I must admit, I did get lazy and just used a can of diced tomatoes because I was running short on time, and I didn't find any spinach pasta that the recipe called for, but the soup still turned out very nice. A bit spicier than I expected. 1/4 teaspoon just didn't seem like an overabundance of red pepper flakes. I would probably cut the red pepper flakes in half next time for my anti-spicy family, but it was still good. I served it with a Caesar salad.
Ingredients
- 2 stalks celery, chopped
- 1/2 Tablespoon butter (not in original recipe, but we needed something to cook the veggies in.)
- 1 onion. chopped
- 3 cloves garlic, minced
- 2 teaspoons dried parsley
- 1 teaspoon Italian seasoning
- 1/4 teaspoon crushed red pepper
- 1/2 teaspoon salt
- 1 8 oz can tomato sauce
- 1 can diced tomatoes, drained (original recipe had 2 peeled, chopped tomatoes)
- 1/2 cup uncooked pasta
- 1 15 oz. can great northern beans, undrained
Directions
- In a large saucepan over medium heat, cook celery, onion, garlic, parsley, Italian seasoning, red pepper and salt until onion is translucent.

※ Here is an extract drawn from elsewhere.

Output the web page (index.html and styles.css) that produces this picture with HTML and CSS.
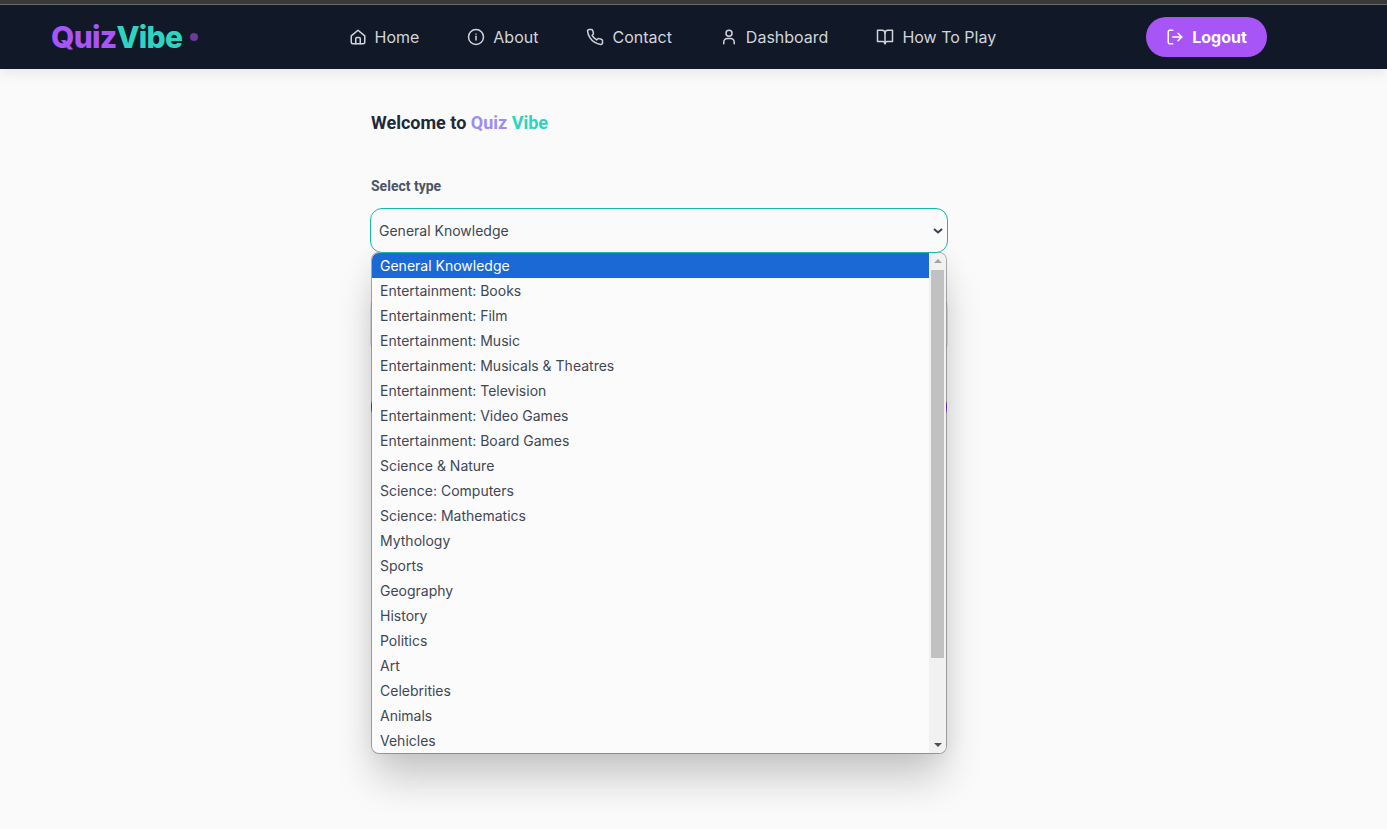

Stir in chicken broth, tomato sauce and diced tomatoes. Bring to a boil. Reduce heat and simmer for 15-20 minutes.
- Add pasta and cook until pasta is tender (we did 7 minutes because that is what our pasta box said to cook it for.)
- Stir in beans and heat through. Serve with grated Parmesan cheese sprinkled on top.